Written instruction –
Extract all lines containing "styles".

The input –
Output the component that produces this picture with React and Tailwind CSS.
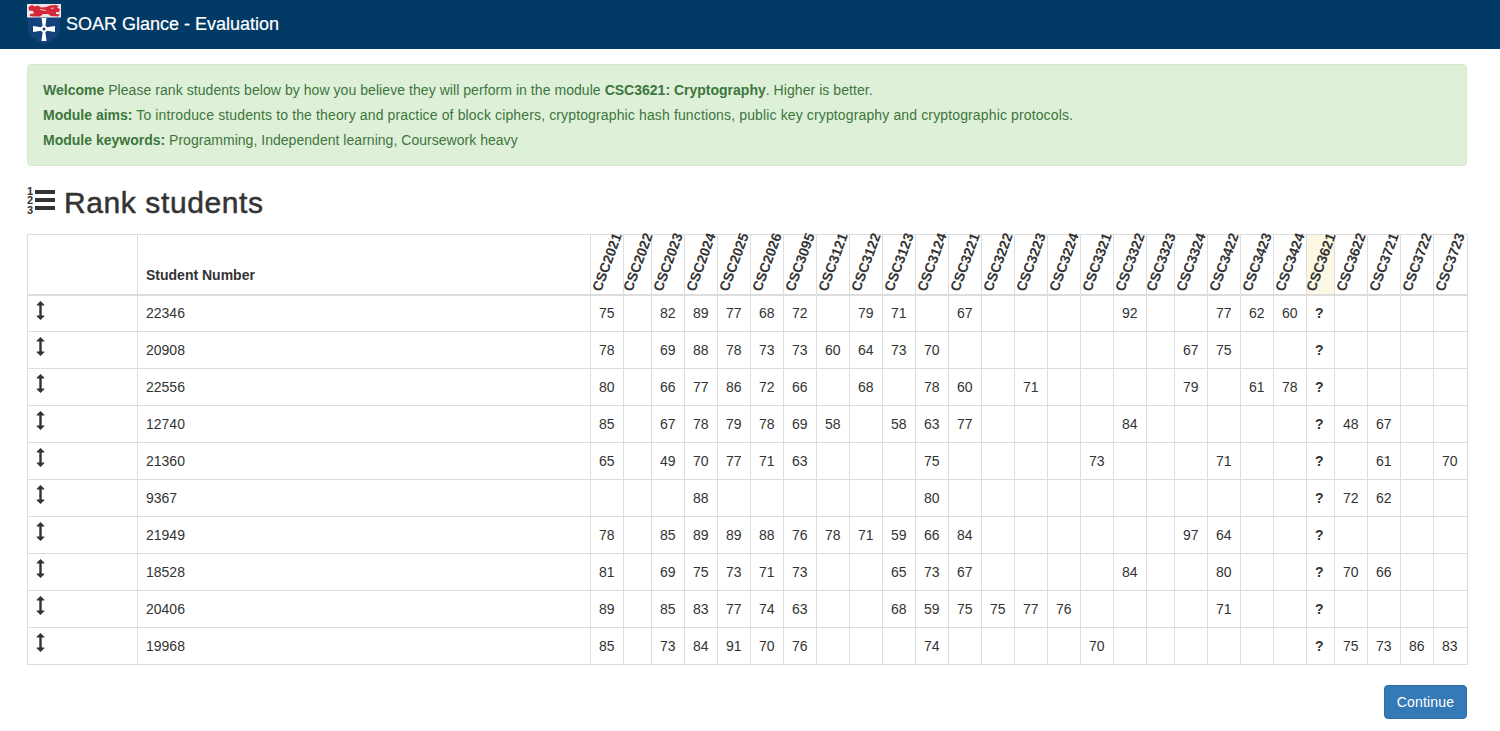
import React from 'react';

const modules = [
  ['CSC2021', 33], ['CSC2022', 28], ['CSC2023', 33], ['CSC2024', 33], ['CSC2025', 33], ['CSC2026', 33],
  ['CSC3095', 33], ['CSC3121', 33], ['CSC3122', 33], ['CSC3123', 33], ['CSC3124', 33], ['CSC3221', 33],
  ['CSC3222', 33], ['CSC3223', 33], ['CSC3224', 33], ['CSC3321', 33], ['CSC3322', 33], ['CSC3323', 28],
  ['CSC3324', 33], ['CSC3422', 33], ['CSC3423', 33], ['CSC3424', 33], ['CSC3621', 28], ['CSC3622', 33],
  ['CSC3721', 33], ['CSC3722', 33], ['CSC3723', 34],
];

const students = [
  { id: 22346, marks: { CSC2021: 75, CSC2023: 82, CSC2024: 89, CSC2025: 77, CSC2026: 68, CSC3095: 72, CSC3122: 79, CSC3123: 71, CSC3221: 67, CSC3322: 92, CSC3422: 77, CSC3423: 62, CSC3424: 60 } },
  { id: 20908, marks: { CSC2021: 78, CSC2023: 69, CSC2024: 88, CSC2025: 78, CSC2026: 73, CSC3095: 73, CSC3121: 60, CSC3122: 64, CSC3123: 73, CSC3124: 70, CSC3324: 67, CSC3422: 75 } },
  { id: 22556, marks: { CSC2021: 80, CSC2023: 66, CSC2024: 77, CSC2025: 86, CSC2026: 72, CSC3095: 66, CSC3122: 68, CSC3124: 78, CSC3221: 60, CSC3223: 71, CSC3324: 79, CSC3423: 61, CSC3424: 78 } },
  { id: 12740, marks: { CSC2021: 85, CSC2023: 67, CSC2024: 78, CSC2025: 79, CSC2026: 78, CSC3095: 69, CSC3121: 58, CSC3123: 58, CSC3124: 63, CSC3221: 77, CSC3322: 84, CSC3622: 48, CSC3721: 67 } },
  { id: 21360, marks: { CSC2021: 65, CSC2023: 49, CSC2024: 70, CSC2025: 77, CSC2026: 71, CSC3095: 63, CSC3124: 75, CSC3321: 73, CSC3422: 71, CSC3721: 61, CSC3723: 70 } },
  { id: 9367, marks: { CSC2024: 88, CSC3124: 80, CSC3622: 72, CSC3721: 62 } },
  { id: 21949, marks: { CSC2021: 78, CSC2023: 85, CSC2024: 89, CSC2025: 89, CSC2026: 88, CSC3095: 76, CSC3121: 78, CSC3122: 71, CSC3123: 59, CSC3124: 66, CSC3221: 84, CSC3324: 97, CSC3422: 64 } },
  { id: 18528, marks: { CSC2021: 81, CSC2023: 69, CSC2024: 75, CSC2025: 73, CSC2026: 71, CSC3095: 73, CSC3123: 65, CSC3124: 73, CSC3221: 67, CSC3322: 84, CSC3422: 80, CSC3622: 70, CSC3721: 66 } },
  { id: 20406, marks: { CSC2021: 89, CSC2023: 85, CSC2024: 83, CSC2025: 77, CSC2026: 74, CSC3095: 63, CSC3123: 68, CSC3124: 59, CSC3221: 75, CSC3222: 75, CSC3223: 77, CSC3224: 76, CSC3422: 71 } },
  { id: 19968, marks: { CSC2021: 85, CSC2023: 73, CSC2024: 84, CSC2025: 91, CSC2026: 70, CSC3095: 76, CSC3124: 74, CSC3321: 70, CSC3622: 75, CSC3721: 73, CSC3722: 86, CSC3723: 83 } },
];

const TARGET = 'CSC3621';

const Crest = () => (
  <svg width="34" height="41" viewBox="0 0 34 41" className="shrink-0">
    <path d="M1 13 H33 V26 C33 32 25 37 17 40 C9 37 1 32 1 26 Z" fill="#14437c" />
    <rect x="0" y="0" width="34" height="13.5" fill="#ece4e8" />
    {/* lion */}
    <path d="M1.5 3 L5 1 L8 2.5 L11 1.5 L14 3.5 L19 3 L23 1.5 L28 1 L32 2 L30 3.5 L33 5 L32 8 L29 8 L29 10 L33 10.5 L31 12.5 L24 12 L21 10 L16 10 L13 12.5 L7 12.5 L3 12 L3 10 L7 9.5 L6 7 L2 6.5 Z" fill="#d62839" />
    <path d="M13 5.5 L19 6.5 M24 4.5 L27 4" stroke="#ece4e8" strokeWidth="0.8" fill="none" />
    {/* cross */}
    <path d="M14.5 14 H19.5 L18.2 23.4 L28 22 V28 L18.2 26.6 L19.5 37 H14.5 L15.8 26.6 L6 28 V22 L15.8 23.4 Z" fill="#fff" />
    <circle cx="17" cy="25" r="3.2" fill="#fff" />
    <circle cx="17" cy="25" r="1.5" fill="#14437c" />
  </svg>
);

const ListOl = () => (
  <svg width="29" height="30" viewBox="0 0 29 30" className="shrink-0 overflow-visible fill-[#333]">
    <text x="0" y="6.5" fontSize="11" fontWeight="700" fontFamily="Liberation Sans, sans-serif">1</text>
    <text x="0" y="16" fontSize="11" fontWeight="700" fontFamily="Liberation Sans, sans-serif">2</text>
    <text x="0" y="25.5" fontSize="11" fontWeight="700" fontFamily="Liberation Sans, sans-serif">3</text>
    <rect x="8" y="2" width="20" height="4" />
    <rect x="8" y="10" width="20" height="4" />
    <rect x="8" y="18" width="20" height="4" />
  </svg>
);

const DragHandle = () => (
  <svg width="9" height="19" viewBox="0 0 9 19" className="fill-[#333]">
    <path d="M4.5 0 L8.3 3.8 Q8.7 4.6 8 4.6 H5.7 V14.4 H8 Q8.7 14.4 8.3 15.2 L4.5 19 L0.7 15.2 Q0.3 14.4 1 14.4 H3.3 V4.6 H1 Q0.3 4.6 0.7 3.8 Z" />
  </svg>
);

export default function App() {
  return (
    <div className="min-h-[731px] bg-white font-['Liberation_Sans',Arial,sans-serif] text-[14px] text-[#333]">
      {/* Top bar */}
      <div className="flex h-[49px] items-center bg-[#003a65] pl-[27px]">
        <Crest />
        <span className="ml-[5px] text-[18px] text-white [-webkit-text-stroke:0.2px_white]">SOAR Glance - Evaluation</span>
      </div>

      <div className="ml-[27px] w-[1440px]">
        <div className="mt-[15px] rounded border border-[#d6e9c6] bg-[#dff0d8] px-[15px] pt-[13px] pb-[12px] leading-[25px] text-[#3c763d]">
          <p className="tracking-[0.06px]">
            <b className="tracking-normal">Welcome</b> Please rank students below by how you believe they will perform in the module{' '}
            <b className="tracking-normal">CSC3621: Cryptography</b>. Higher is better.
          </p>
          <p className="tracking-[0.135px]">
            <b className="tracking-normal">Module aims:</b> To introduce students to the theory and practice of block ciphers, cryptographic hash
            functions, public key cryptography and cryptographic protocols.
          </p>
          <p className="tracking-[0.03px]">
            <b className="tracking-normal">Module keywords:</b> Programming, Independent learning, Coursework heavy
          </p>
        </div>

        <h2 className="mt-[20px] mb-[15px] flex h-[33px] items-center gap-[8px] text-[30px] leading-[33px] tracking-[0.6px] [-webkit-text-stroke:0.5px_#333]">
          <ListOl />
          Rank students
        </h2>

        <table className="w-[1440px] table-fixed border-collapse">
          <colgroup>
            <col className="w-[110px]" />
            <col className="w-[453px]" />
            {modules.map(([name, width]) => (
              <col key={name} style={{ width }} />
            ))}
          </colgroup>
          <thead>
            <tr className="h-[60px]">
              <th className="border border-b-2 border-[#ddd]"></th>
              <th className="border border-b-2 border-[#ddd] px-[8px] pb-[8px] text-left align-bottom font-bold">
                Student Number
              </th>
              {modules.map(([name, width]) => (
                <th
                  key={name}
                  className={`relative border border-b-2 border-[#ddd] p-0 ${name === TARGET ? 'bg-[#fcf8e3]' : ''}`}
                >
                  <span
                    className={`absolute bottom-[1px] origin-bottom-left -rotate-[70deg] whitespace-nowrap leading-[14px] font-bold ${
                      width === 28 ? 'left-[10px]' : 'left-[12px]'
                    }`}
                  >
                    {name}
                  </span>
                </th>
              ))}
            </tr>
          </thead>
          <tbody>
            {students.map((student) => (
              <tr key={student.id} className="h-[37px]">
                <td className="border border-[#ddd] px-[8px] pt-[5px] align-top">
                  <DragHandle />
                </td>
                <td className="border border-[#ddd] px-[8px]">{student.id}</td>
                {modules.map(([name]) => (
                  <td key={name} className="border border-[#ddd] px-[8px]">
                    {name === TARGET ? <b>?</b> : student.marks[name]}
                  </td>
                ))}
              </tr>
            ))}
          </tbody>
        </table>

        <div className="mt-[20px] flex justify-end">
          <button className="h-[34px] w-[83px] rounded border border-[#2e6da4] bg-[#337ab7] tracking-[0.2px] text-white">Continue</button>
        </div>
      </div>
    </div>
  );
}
* * *
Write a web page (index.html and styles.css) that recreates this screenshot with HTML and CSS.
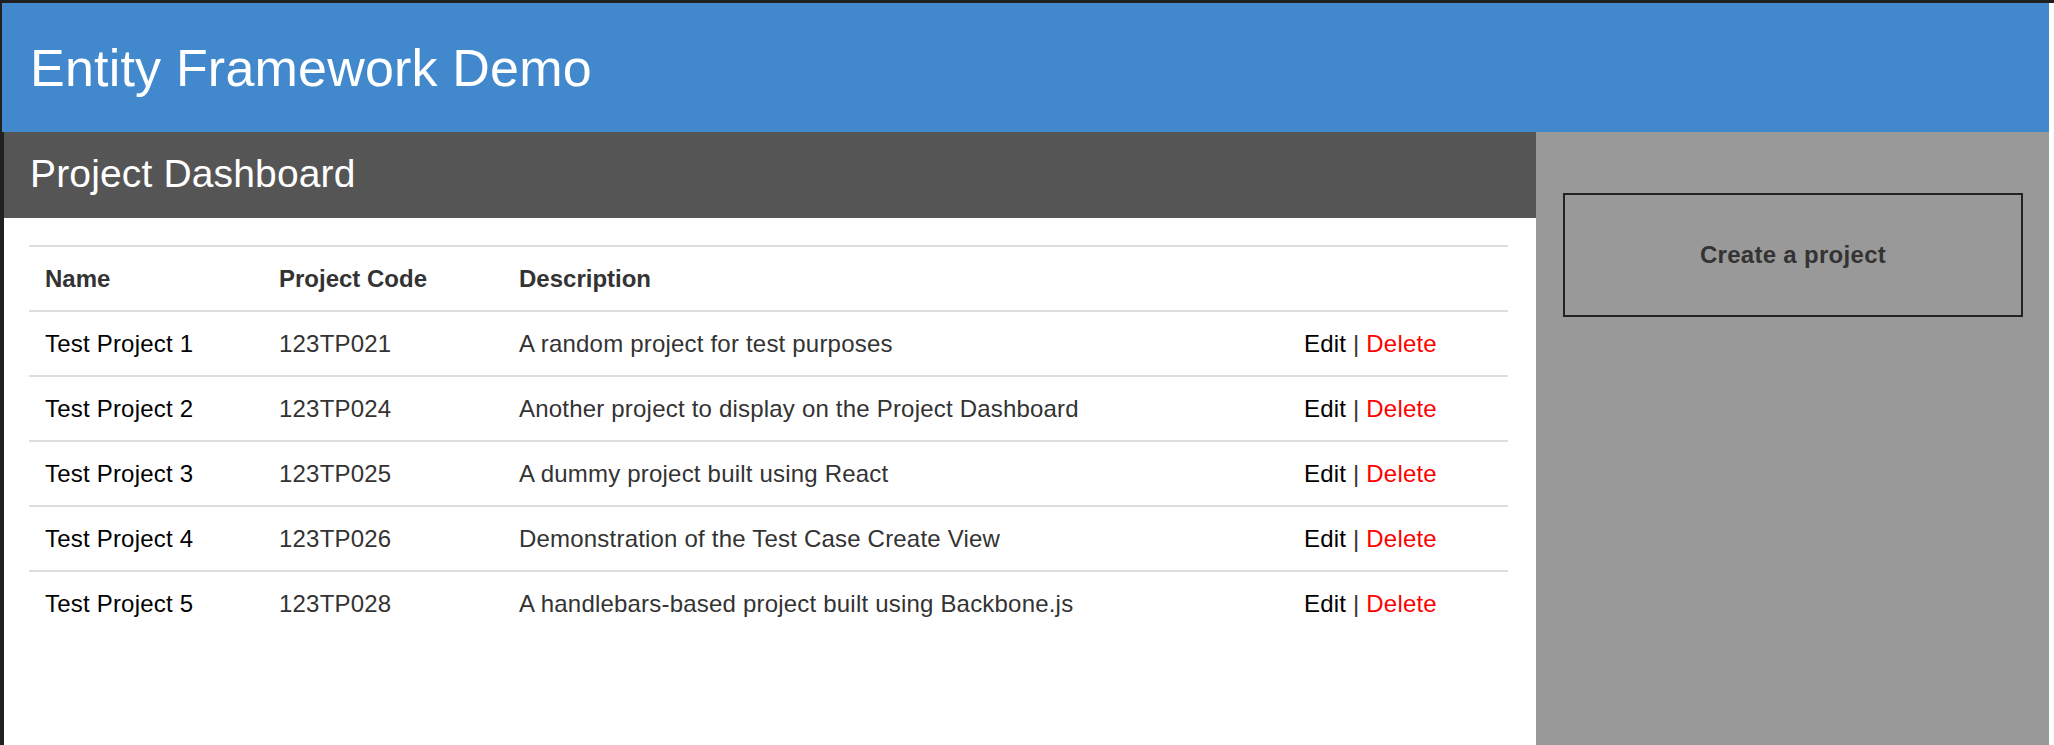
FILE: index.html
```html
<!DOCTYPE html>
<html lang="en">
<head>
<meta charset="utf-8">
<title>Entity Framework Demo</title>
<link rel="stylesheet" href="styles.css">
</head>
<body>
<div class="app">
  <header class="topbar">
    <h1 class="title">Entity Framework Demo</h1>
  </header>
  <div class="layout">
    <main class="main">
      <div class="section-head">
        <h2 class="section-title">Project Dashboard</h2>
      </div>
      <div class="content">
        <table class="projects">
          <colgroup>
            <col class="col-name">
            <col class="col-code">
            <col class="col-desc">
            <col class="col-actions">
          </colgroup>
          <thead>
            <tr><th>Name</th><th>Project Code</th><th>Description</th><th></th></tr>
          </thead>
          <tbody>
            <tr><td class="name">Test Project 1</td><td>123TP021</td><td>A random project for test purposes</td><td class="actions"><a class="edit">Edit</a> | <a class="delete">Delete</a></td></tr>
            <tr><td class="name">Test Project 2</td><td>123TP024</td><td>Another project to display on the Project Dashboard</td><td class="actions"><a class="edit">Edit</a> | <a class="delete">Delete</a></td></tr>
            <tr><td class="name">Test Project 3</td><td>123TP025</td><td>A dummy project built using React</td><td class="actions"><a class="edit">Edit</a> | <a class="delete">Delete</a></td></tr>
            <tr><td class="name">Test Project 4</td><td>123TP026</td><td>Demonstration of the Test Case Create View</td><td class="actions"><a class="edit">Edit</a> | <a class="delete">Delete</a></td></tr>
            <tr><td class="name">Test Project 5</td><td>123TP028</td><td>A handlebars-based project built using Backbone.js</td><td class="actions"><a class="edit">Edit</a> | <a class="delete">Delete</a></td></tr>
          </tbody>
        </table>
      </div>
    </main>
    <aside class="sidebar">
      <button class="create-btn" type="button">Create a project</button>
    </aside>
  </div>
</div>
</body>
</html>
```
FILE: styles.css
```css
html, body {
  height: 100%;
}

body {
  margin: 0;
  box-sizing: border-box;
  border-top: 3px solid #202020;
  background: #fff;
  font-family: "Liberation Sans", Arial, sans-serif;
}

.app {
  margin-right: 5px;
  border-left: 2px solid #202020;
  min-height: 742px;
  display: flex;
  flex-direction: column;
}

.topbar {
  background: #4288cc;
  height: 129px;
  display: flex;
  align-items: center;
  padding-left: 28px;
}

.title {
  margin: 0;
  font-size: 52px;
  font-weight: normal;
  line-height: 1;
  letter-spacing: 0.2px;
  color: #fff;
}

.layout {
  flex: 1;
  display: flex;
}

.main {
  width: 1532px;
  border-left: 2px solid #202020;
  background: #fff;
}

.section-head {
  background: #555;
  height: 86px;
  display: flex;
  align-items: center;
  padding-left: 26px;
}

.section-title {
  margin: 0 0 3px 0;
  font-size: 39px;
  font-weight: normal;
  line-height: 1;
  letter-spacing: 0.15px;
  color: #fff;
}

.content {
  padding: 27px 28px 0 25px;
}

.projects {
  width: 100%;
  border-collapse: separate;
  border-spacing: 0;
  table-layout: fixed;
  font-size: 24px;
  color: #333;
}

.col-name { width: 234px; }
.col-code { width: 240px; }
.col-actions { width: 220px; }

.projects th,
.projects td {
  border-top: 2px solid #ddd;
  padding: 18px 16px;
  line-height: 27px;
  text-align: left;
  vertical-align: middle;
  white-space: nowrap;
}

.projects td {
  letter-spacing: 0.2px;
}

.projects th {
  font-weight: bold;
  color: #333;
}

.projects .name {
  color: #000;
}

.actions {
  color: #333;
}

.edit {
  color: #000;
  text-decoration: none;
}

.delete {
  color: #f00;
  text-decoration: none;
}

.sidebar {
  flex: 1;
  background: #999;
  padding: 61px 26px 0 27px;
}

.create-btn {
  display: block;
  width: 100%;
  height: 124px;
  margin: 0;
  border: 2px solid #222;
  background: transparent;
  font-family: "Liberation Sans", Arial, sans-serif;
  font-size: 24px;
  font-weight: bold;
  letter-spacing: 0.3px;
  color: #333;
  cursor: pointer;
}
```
* * *
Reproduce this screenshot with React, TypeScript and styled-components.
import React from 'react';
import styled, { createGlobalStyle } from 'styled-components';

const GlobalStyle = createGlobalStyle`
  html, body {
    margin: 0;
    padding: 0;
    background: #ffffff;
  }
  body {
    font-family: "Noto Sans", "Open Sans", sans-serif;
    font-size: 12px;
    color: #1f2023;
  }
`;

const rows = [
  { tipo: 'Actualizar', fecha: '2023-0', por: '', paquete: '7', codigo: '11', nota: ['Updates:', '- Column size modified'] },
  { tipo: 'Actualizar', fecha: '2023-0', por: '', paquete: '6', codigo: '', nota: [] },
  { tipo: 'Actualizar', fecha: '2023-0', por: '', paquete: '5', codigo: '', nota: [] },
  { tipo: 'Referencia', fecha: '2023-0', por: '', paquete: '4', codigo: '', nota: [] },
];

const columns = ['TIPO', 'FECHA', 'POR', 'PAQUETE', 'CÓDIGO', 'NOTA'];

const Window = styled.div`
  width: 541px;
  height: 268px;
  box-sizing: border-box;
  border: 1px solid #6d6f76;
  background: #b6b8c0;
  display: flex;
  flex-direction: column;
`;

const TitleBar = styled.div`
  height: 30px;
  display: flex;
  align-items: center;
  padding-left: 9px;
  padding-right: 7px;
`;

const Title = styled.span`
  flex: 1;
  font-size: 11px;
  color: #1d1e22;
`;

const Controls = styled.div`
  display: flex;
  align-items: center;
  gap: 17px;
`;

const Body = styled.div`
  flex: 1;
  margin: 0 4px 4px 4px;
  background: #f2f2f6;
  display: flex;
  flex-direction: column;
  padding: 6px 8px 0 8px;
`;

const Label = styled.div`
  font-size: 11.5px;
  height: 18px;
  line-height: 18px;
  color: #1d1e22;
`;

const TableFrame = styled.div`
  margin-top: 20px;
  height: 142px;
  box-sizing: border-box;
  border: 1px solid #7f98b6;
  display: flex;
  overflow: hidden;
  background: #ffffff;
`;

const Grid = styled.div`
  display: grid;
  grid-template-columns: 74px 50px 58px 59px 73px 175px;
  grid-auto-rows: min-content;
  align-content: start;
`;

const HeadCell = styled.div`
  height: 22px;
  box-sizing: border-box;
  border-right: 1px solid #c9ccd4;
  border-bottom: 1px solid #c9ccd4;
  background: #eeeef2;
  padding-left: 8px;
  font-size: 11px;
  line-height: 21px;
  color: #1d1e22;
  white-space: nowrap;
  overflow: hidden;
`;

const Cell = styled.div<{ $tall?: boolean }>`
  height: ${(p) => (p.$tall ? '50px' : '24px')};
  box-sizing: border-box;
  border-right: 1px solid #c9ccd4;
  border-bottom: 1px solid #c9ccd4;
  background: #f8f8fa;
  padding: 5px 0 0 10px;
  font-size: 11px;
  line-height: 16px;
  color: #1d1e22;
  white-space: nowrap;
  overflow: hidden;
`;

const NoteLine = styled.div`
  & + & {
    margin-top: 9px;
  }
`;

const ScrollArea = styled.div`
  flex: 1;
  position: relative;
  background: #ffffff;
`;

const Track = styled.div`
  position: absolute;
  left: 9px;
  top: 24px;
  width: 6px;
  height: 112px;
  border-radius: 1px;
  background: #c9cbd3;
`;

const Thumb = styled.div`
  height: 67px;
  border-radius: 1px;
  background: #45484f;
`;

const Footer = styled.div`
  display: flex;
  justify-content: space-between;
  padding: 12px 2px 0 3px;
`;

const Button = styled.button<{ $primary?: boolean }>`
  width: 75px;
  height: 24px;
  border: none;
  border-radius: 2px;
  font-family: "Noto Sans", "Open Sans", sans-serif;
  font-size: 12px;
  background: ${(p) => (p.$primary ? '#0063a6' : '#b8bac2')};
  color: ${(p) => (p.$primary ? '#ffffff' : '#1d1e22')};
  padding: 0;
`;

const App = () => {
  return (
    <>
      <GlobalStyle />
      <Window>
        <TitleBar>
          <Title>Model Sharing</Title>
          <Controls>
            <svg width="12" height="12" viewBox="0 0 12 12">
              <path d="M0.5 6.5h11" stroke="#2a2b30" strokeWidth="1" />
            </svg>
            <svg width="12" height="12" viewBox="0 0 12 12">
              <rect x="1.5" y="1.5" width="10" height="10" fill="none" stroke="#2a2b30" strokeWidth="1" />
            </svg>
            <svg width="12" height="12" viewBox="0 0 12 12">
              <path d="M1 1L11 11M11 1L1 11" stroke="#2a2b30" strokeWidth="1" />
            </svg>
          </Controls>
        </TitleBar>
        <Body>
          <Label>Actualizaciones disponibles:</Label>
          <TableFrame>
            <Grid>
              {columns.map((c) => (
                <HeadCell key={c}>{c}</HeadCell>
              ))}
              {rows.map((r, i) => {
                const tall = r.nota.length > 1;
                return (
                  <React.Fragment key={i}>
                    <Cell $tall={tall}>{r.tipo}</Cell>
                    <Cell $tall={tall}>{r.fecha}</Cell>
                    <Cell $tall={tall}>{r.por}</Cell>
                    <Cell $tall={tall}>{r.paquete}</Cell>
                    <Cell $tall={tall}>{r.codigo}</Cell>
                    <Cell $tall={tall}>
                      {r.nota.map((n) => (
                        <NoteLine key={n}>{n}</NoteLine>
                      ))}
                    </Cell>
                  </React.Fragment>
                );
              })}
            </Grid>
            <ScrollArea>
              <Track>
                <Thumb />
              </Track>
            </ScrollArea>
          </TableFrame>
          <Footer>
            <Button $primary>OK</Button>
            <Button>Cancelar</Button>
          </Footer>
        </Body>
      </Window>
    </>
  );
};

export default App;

Task solution –
Write a web page (index.html and styles.css) that recreates this screenshot with HTML and CSS.
<link rel="stylesheet" href="styles.css">
FILE: styles.css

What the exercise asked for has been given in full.